** Problem requirements **
Copy all of the material exactly. Pictures are not to appear in the copy.
-- Start of Dataset section --
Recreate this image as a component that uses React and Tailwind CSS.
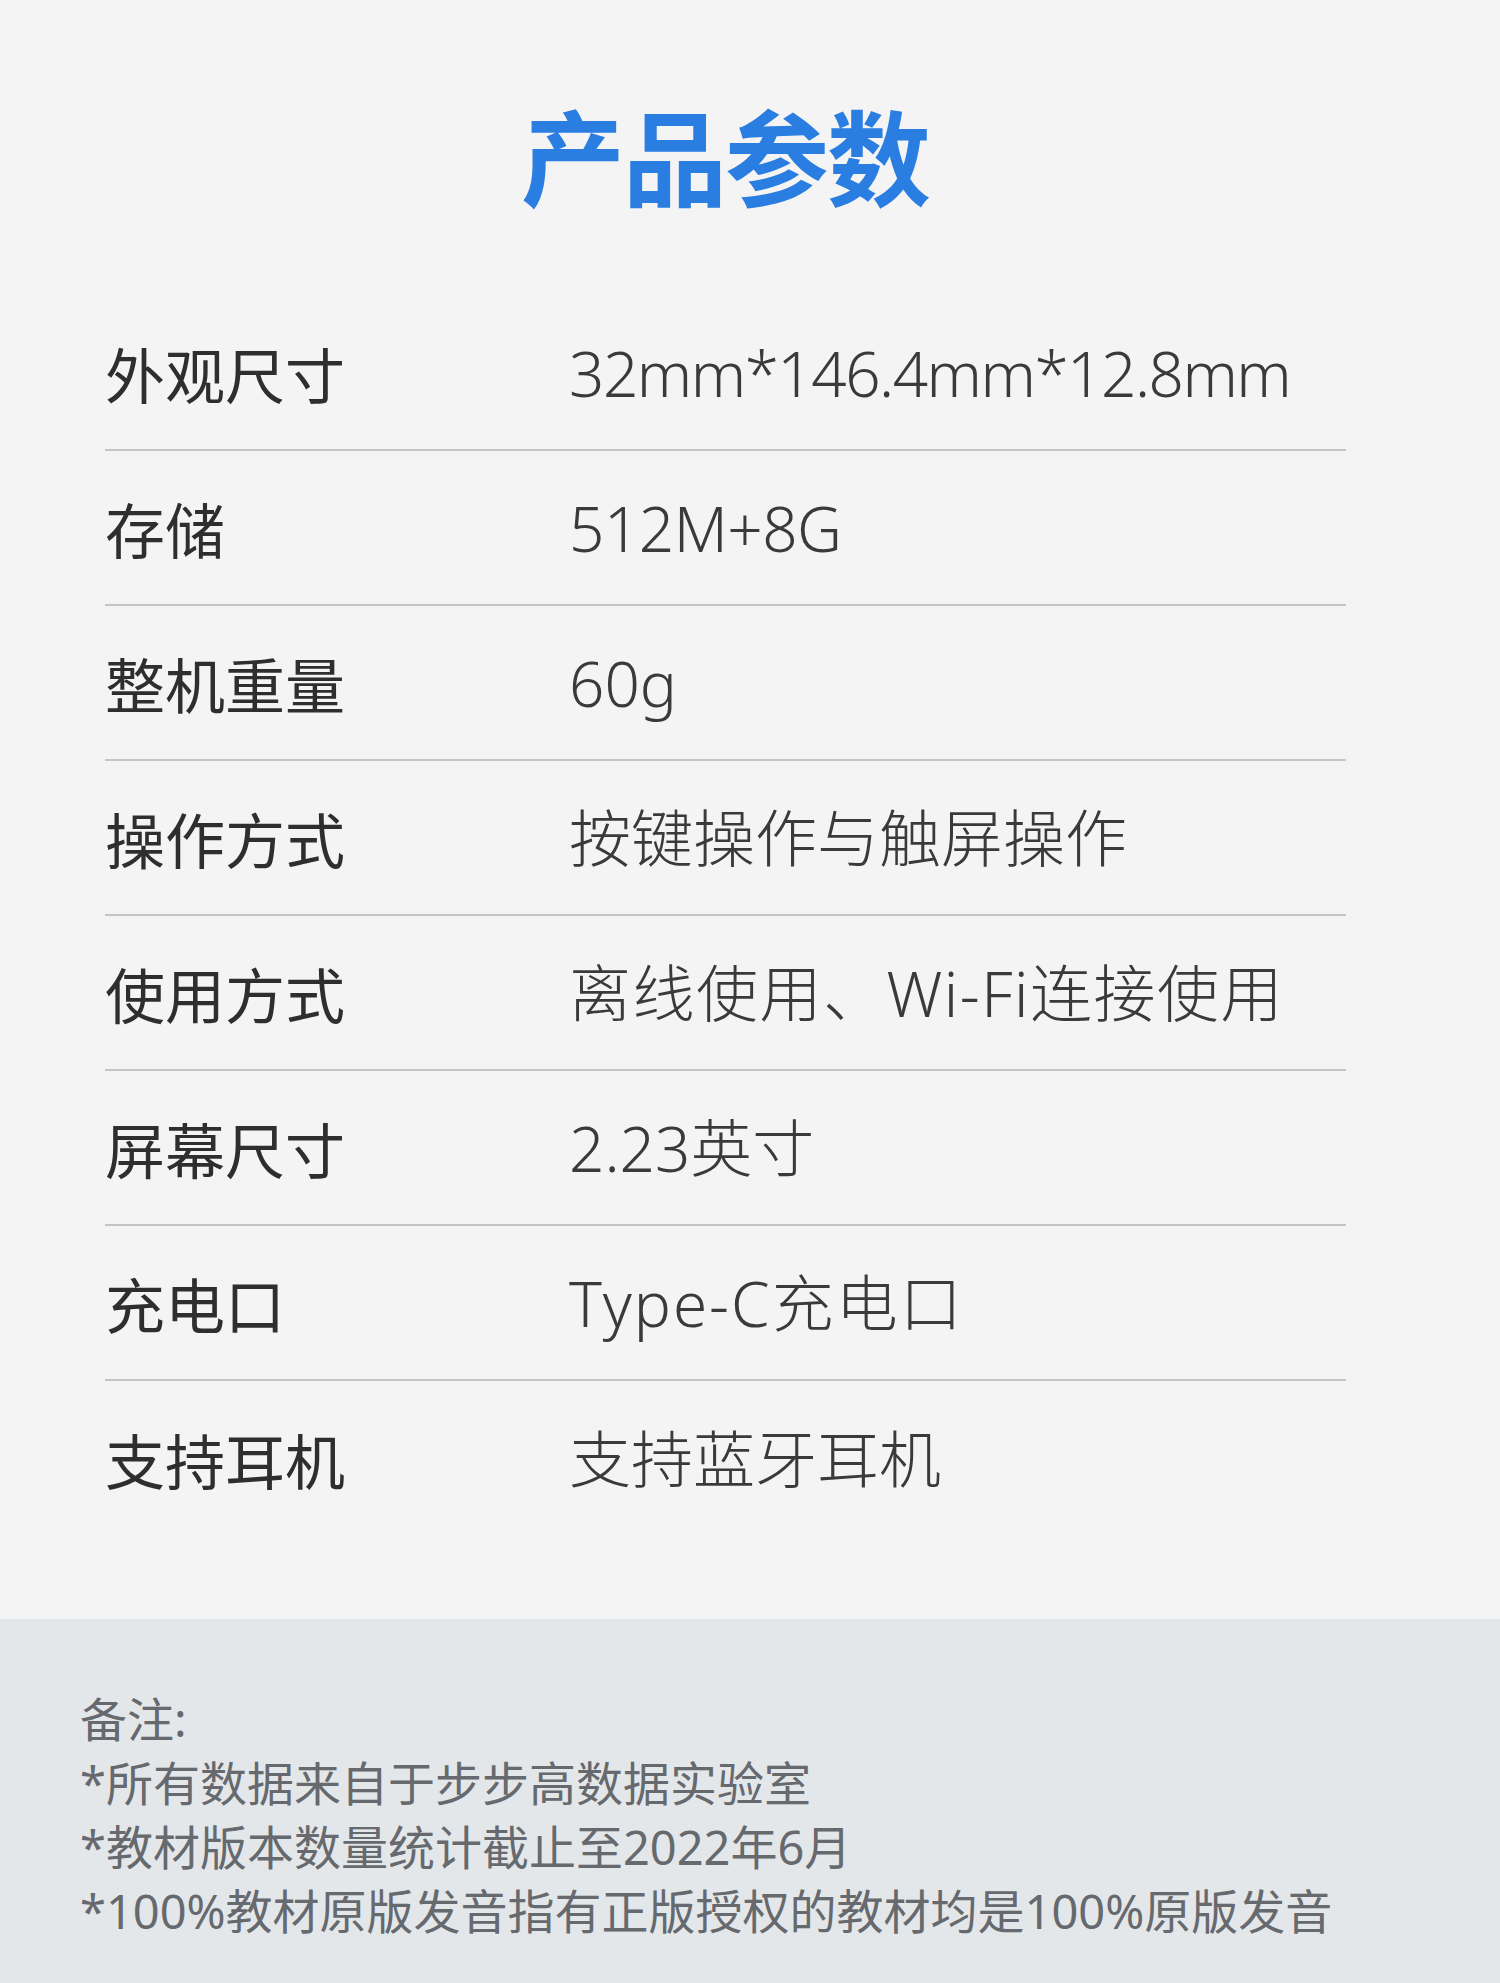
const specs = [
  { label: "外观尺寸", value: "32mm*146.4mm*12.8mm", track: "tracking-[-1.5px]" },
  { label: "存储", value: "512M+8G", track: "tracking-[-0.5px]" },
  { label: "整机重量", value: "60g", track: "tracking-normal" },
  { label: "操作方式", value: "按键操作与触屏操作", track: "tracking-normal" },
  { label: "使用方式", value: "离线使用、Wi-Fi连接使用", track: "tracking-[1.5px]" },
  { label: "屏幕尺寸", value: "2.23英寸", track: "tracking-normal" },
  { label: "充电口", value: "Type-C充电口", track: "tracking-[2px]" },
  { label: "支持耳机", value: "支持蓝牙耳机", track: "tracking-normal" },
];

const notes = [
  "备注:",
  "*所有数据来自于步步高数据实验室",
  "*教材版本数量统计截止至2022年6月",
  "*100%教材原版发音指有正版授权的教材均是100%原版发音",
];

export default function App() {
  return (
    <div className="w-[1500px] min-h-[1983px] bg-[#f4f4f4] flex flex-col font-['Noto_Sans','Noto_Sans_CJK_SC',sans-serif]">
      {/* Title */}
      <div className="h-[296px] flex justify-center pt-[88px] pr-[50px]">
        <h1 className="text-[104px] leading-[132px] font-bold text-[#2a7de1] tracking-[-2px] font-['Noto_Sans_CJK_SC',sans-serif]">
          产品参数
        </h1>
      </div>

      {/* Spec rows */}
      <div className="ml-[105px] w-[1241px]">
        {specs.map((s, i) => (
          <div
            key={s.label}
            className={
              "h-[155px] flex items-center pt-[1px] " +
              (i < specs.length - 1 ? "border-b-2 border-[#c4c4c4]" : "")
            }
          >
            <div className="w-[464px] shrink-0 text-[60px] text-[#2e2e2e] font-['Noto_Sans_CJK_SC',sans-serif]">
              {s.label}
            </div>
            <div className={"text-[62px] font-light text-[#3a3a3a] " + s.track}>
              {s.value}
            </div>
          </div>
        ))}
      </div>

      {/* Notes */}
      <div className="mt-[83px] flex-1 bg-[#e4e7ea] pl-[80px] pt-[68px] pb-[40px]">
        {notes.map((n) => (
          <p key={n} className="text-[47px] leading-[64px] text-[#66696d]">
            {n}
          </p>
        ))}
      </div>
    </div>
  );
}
-- End of Dataset section --
** Solution for this problem **
Recreate this image as a component that uses React and Tailwind CSS.
const specs = [
  { label: "外观尺寸", value: "32mm*146.4mm*12.8mm", track: "tracking-[-1.5px]" },
  { label: "存储", value: "512M+8G", track: "tracking-[-0.5px]" },
  { label: "整机重量", value: "60g", track: "tracking-normal" },
  { label: "操作方式", value: "按键操作与触屏操作", track: "tracking-normal" },
  { label: "使用方式", value: "离线使用、Wi-Fi连接使用", track: "tracking-[1.5px]" },
  { label: "屏幕尺寸", value: "2.23英寸", track: "tracking-normal" },
  { label: "充电口", value: "Type-C充电口", track: "tracking-[2px]" },
  { label: "支持耳机", value: "支持蓝牙耳机", track: "tracking-normal" },
];

const notes = [
  "备注:",
  "*所有数据来自于步步高数据实验室",
  "*教材版本数量统计截止至2022年6月",
  "*100%教材原版发音指有正版授权的教材均是100%原版发音",
];

export default function App() {
  return (
    <div className="w-[1500px] min-h-[1983px] bg-[#f4f4f4] flex flex-col font-['Noto_Sans','Noto_Sans_CJK_SC',sans-serif]">
      {/* Title */}
      <div className="h-[296px] flex justify-center pt-[88px] pr-[50px]">
        <h1 className="text-[104px] leading-[132px] font-bold text-[#2a7de1] tracking-[-2px] font-['Noto_Sans_CJK_SC',sans-serif]">
          产品参数
        </h1>
      </div>

      {/* Spec rows */}
      <div className="ml-[105px] w-[1241px]">
        {specs.map((s, i) => (
          <div
            key={s.label}
            className={
              "h-[155px] flex items-center pt-[1px] " +
              (i < specs.length - 1 ? "border-b-2 border-[#c4c4c4]" : "")
            }
          >
            <div className="w-[464px] shrink-0 text-[60px] text-[#2e2e2e] font-['Noto_Sans_CJK_SC',sans-serif]">
              {s.label}
            </div>
            <div className={"text-[62px] font-light text-[#3a3a3a] " + s.track}>
              {s.value}
            </div>
          </div>
        ))}
      </div>

      {/* Notes */}
      <div className="mt-[83px] flex-1 bg-[#e4e7ea] pl-[80px] pt-[68px] pb-[40px]">
        {notes.map((n) => (
          <p key={n} className="text-[47px] leading-[64px] text-[#66696d]">
            {n}
          </p>
        ))}
      </div>
    </div>
  );
}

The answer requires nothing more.